What is required:
Search the material below for the word "that" and copy every line in which it occurs.

Data supplied:
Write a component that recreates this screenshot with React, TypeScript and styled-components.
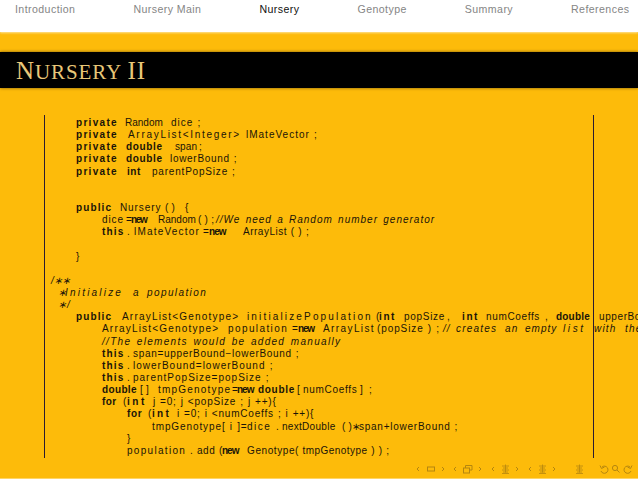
import * as React from "react";
import styled, { createGlobalStyle } from "styled-components";

const GlobalStyle = createGlobalStyle`
  html, body {
    margin: 0;
    padding: 0;
    background: #fdbb0a;
  }
  body {
    width: 638px;
    height: 479px;
    overflow: hidden;
    font-family: "Liberation Sans", Arial, sans-serif;
  }
`;

const Page = styled.div`
  position: relative;
  width: 638px;
  height: 479px;
  overflow: hidden;
  display: flex;
  flex-direction: column;
  background: #fdbb0a;
  box-shadow: inset 0 -1px 0 #fed566;
`;

const NavBar = styled.div`
  height: 32px;
  box-sizing: border-box;
  padding: 3px 15px 0;
  display: flex;
  gap: 58px;
  background: #fff;
  box-shadow: 0 1px 2px rgba(255, 255, 255, 0.6);
`;

const NavItem = styled.span<{ $active?: boolean }>`
  font-size: 10.6px;
  line-height: 13px;
  letter-spacing: 0.42px;
  white-space: nowrap;
  color: ${(p) => (p.$active ? "#111" : "#858585")};
`;

const TitleBand = styled.div`
  margin-top: 20px;
  height: 36px;
  box-sizing: border-box;
  padding-left: 16px;
  background: #000;
  box-shadow: 0 0 3px #7a5a08;
  font-family: "Liberation Serif", serif;
  font-size: 21px;
  line-height: 38px;
  letter-spacing: 0.9px;
  white-space: pre;
  color: #e8c778;
`;

const TitleCap = styled.span`
  font-size: 25px;
`;

const CodeBlock = styled.div`
  margin: 27px 44px 0;
  width: 550px;
  height: 343px;
  box-sizing: border-box;
  border-left: 1px solid #2a1a30;
  border-right: 1px solid #2a1a30;
  padding-top: 2px;
`;

const Line = styled.div<{ $x: number }>`
  height: 12.15px;
  line-height: 12.15px;
  padding-left: ${(p) => p.$x - 45}px;
  font-size: 10px;
  white-space: nowrap;
  color: #1a1408;
`;

const Cell = styled.span<{ $w?: number; $ls: number }>`
  display: inline-block;
  width: ${(p) => (p.$w ? `${p.$w}px` : "auto")};
  letter-spacing: ${(p) => p.$ls}px;
  white-space: pre;
`;

const Kw = styled(Cell)`
  font-weight: bold;
`;

const Tx = styled(Cell)`
  word-spacing: 0.5px;
`;

const Cm = styled(Cell)`
  font-style: italic;
  word-spacing: 1.5px;
`;

const NavSymbols = styled.svg`
  position: absolute;
  left: 410px;
  top: 458px;
  width: 228px;
  height: 21px;
  fill: none;
  stroke: #b5860f;
  stroke-width: 1;
`;

// kind, text, width up to the next token, letter spacing
type Tok = [string, string, number?, number?];

const kwSpacing: Record<string, number> = {
  private: 1.3,
  double: 0.65,
  public: 1.1,
  int: 0.5,
  new: -1.3,
  this: 1.2,
  for: 0.35,
};

const lines: { x: number; tokens: Tok[] }[] = [
  { x: 76, tokens: [["k", "private", 49], ["t", "Random", 46, 0], ["t", "dice ;", 0, 1]] },
  { x: 76, tokens: [["k", "private", 52], ["t", "ArrayList<Integer>", 118, 1.7], ["t", "lMateVector ;", 0, 1]] },
  { x: 76, tokens: [["k", "private", 50], ["k", "double", 49], ["t", "span", 24, 0.1], ["t", ";"]] },
  { x: 76, tokens: [["k", "private", 50], ["k", "double", 44], ["t", "lowerBound ;", 0, 0.7]] },
  { x: 76, tokens: [["k", "private", 51], ["k", "int", 25], ["t", "parentPopSize ;", 0, 0.8]] },
  { x: 76, tokens: [] },
  { x: 76, tokens: [] },
  { x: 76, tokens: [["k", "public", 44], ["t", "Nursery", 45], ["t", "( )", 20, 0], ["t", "{"]] },
  { x: 102, tokens: [["t", "dice", 24], ["t", "=", 5, 0], ["k", "new", 27], ["t", "Random", 40, 0], ["t", "( ) ;", 18, 0], ["c", "//We need a Random number generator"]] },
  { x: 102, tokens: [["k", "this", 25], ["t", ".", 7], ["t", "lMateVector", 69, 1.2], ["t", "=", 6, 0], ["k", "new", 34, -0.9], ["t", "ArrayList ( ) ;", 0, 0.5]] },
  { x: 76, tokens: [] },
  { x: 76, tokens: [["t", "}"]] },
  { x: 76, tokens: [] },
  { x: 51, tokens: [["c", "/∗∗", 0, 0.2]] },
  { x: 58, tokens: [["c", "∗", 7, 0], ["c", "Initialize", 68, 2.2], ["c", "a", 14], ["c", "population", 0, 1.4]] },
  { x: 58, tokens: [["c", "∗/"]] },
  {
    x: 76,
    tokens: [
      ["k", "public", 46],
      ["t", "ArrayList<Genotype>", 125, 1.2],
      ["t", "initializePopulation", 129, 2.15],
      ["t", "(", 3, 0],
      ["k", "int", 25, 1.6],
      ["t", "popSize", 43, 0.7],
      ["t", ",", 15],
      ["k", "int", 24, 1.6],
      ["t", "numCoeffs", 59, 0.65],
      ["t", ",", 11],
      ["k", "double", 43, 0.2],
      ["t", "upperBound", 0, 0.6],
    ],
  },
  {
    x: 102,
    tokens: [
      ["t", "ArrayList<Genotype>", 126, 1.2],
      ["t", "population", 64, 1.4],
      ["t", "=", 6, 0],
      ["k", "new", 25, -1.2],
      ["t", "ArrayList", 54, 1.4],
      ["t", "(popSize ) ;", 66],
      ["c", "//", 13],
      ["c", "creates", 49, 1.2],
      ["c", "an", 20, 1.2],
      ["c", "empty", 38, 1],
      ["c", "list", 31, 2.6],
      ["c", "with", 31, 1.2],
      ["c", "the", 0, 1.2],
    ],
  },
  { x: 102, tokens: [["c", "//The elements would be added manually", 0, 1.3]] },
  { x: 102, tokens: [["k", "this", 25], ["t", ".", 6], ["t", "span=upperBound−lowerBound ;", 0, 0.7]] },
  { x: 102, tokens: [["k", "this", 25], ["t", ".", 6], ["t", "lowerBound=lowerBound ;", 0, 1]] },
  { x: 102, tokens: [["k", "this", 25], ["t", ".", 6], ["t", "parentPopSize=popSize ;", 0, 1]] },
  {
    x: 102,
    tokens: [
      ["k", "double", 38, 0.35],
      ["t", "[ ]", 18, 0],
      ["t", "tmpGenotype", 74, 1.2],
      ["t", "=", 5, 0],
      ["k", "new", 21, -1],
      ["k", "double", 39, 0.7],
      ["t", "[", 6],
      ["t", "numCoeffs", 57, 0.7],
      ["t", "] ;", 0, 1.5],
    ],
  },
  { x: 102, tokens: [["k", "for", 21], ["t", "(", 4, 0], ["k", "int", 26, 2.5], ["t", "j =0; j <popSize ; j ++){", 0, 0.8]] },
  { x: 127, tokens: [["k", "for", 21, 0.6], ["t", "(", 4, 0], ["k", "int", 25, 2.3], ["t", "i =0; i <numCoeffs ; i ++){", 0, 0.8]] },
  {
    x: 152,
    tokens: [
      ["t", "tmpGenotype", 70],
      ["t", "[ i ]=", 25],
      ["t", "dice .", 35, 1.5],
      ["t", "nextDouble", 60, 0.3],
      ["t", "( )", 10, 0],
      ["t", "∗", 7, 0],
      ["t", "span+lowerBound ;", 0, 0.75],
    ],
  },
  { x: 127, tokens: [["t", "}"]] },
  {
    x: 127,
    tokens: [
      ["t", "population", 63, 1.3],
      ["t", ". add (", 32, 0.5],
      ["k", "new", 25, -1],
      ["t", "Genotype", 48, 0.6],
      ["t", "( tmpGenotype ) ) ;", 0, 0.45],
    ],
  },
];

const CodeToken = (props: { tok: Tok }) => {
  const [kind, text, w, ls] = props.tok;
  if (kind === "k") {
    return <Kw $w={w} $ls={ls ?? kwSpacing[text] ?? 1}>{text}</Kw>;
  }
  if (kind === "c") {
    return <Cm $w={w} $ls={ls ?? 1}>{text}</Cm>;
  }
  return <Tx $w={w} $ls={ls ?? 0.9}>{text}</Tx>;
};

// the little triangles either side of each beamer navigation symbol
const Arrows = (props: { left: number; right: number }) => (
  <>
    <path d={`M${props.left + 2} 9 L${props.left} 11 L${props.left + 2} 13`} />
    <path d={`M${props.right} 9 L${props.right + 2} 11 L${props.right} 13`} />
  </>
);

const Stack = (props: { x: number }) => (
  <path
    d={`M${props.x} 8 h7 M${props.x + 1} 10 h5 M${props.x} 12 h7 M${props.x + 1} 14 h5 M${props.x} 15.5 h7 M${props.x + 3.5} 6.5 v8`}
    strokeWidth="0.8"
  />
);

export default function App() {
  return (
    <Page>
      <GlobalStyle />
      <NavBar>
        <NavItem>Introduction</NavItem>
        <NavItem>Nursery Main</NavItem>
        <NavItem $active>Nursery</NavItem>
        <NavItem>Genotype</NavItem>
        <NavItem>Summary</NavItem>
        <NavItem>References</NavItem>
      </NavBar>
      <TitleBand>
        <TitleCap>N</TitleCap>URSERY <TitleCap>II</TitleCap>
      </TitleBand>
      <CodeBlock>
        {lines.map((line, i) => (
          <Line key={i} $x={line.x}>
            {line.tokens.map((t, j) => (
              <CodeToken key={j} tok={t} />
            ))}
          </Line>
        ))}
      </CodeBlock>
      <NavSymbols viewBox="0 0 228 21">
        <Arrows left={7} right={32} />
        <rect x="17.5" y="9" width="7" height="4" />
        <Arrows left={44} right={69} />
        <rect x="53.5" y="10" width="6" height="5" />
        <path d="M55.5 10 V7.5 H62 V12 H59.5" />
        <Arrows left={82} right={106} />
        <Stack x={92} />
        <Arrows left={119} right={143} />
        <Stack x={129} />
        <Stack x={166} />
        <path d="M192 9 A3.6 3.6 0 1 1 191 13 M190 7.5 L191.5 10.5 L194.5 9" />
        <circle cx="205" cy="10" r="2.6" />
        <path d="M207 12 L209.5 14.5" />
        <path d="M220 9 A3.6 3.6 0 1 0 221 13 M222 7.5 L220.5 10.5 L217.5 9" />
      </NavSymbols>
    </Page>
  );
}
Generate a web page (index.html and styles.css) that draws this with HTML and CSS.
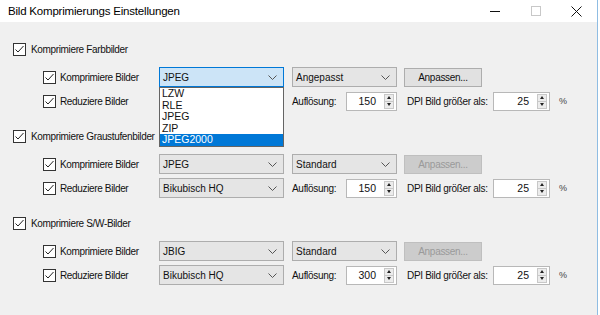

Written reply:
Write a component that recreates this screenshot with React, TypeScript and styled-components.
Generate a web page (index.html and styles.css) that draws this with HTML and CSS.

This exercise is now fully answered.